Written task
Among the lines below, list those containing the string "React".

Data shown
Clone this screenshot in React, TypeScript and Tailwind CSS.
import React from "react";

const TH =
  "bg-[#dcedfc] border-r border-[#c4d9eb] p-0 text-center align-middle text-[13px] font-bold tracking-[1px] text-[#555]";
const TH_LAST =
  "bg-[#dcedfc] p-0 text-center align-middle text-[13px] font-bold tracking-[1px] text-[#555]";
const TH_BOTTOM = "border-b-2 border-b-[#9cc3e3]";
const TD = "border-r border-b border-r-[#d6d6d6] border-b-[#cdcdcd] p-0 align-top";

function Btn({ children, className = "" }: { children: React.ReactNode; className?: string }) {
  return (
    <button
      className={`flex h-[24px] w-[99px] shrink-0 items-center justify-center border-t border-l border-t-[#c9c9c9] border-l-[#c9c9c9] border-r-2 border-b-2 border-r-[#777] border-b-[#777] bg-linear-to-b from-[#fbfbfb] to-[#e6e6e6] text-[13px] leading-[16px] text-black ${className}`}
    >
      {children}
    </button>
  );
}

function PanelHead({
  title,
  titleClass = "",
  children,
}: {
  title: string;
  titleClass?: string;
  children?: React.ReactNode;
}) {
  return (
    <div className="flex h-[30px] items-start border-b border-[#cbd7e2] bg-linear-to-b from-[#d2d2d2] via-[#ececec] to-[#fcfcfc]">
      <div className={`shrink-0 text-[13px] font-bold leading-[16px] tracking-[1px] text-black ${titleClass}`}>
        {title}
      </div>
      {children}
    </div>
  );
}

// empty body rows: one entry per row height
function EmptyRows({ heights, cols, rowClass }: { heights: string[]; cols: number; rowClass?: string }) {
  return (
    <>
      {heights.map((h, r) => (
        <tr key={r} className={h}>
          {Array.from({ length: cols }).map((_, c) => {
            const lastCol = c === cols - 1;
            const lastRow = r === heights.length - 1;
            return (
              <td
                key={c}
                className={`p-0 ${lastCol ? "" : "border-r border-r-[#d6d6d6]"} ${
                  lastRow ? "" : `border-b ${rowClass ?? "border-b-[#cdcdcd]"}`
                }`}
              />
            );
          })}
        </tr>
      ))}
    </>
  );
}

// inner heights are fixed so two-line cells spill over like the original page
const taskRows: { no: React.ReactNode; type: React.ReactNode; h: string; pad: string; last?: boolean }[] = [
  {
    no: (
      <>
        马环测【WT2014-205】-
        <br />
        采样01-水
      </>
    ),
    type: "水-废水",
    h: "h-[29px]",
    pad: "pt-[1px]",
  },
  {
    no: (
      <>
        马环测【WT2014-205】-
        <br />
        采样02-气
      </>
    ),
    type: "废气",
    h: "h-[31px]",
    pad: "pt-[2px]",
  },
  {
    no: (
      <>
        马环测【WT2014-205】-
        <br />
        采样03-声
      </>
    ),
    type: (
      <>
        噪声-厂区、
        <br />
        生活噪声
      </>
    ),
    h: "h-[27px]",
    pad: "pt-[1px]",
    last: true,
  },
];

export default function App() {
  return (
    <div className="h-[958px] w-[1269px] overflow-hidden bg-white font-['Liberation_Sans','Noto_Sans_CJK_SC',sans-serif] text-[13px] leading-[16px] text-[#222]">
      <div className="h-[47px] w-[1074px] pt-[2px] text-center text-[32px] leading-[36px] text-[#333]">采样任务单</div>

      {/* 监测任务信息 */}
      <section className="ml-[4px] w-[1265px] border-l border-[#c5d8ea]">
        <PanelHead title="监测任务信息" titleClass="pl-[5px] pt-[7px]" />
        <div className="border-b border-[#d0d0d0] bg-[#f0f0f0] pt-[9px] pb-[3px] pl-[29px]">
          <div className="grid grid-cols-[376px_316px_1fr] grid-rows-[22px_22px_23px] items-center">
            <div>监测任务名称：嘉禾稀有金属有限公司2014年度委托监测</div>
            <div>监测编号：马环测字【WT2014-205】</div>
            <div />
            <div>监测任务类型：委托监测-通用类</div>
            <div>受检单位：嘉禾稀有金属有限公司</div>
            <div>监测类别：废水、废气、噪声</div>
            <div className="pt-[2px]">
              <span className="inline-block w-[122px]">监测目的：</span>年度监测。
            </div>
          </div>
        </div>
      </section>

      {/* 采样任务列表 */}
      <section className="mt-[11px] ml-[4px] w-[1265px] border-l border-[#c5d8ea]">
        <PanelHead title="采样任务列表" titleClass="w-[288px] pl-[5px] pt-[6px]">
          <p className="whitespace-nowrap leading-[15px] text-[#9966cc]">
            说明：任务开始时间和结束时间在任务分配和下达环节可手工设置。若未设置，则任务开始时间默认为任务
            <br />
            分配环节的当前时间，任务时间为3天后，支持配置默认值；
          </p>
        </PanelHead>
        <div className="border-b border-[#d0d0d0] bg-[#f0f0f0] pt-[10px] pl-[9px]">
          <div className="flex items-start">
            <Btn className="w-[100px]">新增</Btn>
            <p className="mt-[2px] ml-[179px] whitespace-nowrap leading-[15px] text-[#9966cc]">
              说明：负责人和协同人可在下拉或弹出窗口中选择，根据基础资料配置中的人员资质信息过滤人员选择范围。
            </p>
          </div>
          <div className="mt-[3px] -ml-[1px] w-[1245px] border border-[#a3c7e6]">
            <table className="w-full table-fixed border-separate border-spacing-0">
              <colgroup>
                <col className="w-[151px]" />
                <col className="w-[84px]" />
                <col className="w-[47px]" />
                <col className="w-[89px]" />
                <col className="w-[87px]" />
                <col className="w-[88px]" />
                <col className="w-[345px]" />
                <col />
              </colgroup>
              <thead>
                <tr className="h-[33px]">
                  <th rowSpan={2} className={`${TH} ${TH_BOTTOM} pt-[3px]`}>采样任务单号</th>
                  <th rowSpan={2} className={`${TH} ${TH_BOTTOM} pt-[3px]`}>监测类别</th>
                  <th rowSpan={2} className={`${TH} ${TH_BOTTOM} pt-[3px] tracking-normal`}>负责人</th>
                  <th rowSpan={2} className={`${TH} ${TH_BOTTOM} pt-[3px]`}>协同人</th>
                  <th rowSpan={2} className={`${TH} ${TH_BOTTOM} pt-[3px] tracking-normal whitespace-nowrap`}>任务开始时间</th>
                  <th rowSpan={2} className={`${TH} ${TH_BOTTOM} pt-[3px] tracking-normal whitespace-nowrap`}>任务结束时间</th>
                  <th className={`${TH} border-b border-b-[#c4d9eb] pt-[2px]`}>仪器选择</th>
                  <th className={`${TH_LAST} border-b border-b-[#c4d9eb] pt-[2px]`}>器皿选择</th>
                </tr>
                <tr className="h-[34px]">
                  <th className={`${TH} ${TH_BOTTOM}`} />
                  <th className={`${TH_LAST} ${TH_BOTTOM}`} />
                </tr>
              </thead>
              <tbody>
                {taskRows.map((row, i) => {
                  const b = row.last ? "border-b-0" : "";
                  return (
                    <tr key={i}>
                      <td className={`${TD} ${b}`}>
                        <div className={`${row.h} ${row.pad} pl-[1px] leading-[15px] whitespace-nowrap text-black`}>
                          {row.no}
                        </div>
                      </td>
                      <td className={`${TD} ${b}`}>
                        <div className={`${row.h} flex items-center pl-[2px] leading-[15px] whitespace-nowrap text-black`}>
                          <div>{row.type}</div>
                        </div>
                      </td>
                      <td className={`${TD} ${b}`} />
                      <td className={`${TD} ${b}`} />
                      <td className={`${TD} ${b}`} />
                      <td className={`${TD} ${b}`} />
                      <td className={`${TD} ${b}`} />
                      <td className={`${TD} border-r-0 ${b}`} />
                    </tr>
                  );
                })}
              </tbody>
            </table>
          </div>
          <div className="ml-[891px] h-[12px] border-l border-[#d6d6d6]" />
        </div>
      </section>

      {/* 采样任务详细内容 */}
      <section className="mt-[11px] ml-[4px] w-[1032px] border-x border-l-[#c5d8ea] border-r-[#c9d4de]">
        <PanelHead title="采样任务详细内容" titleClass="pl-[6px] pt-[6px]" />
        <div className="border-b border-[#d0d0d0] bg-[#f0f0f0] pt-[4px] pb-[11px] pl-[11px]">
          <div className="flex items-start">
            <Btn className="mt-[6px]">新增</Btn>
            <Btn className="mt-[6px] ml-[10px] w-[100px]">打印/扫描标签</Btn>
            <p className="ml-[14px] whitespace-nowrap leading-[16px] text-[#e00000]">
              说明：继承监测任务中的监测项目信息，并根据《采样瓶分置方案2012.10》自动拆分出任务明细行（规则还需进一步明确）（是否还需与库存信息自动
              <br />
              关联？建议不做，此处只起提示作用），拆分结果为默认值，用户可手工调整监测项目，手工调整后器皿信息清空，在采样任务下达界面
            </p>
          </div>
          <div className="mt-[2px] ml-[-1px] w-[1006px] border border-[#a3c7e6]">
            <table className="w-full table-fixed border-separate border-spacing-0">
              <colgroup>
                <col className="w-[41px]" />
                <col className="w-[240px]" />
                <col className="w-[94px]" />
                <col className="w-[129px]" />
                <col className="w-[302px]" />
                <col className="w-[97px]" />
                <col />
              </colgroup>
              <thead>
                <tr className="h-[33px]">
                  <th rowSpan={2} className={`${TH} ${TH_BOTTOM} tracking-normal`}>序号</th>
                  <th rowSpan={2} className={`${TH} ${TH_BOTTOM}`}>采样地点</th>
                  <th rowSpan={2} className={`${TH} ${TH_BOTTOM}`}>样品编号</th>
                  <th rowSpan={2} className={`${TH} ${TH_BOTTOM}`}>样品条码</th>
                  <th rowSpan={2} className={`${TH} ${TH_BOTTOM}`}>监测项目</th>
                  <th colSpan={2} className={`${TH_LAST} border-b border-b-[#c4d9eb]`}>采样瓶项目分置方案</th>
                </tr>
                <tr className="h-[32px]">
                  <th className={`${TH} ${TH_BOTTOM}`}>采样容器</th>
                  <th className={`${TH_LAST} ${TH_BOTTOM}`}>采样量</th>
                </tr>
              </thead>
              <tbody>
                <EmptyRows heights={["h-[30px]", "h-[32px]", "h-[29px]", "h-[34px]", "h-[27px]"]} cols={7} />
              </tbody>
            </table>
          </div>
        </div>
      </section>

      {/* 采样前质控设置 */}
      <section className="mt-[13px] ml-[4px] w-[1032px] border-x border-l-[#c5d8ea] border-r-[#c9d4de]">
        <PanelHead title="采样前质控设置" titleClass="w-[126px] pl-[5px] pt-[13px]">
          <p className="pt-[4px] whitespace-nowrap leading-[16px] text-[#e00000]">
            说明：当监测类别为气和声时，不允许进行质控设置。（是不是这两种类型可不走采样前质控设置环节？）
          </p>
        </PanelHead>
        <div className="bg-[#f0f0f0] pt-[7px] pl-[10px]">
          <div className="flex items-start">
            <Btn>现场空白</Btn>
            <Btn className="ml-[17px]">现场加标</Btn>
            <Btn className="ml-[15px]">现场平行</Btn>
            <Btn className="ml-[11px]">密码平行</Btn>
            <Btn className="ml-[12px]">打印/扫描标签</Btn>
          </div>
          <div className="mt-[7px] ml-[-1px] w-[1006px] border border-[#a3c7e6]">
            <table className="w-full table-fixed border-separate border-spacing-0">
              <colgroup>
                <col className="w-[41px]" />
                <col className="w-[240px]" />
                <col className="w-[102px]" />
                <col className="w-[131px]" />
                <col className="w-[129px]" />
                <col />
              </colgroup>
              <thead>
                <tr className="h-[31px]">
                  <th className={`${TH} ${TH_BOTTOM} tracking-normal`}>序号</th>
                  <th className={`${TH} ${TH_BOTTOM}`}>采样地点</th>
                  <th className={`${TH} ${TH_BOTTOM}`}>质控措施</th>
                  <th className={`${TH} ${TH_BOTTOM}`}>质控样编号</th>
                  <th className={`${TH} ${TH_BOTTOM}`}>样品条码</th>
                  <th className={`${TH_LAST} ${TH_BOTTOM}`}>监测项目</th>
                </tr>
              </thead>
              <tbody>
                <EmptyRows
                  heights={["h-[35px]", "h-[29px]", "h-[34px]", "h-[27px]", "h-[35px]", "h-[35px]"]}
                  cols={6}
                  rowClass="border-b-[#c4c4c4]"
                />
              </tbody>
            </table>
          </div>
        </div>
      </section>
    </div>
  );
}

Written solution
Clone this screenshot in React, TypeScript and Tailwind CSS.
import React from "react";
function Btn({ children, className = "" }: { children: React.ReactNode; className?: string }) {
  children?: React.ReactNode;
const taskRows: { no: React.ReactNode; type: React.ReactNode; h: string; pad: string; last?: boolean }[] = [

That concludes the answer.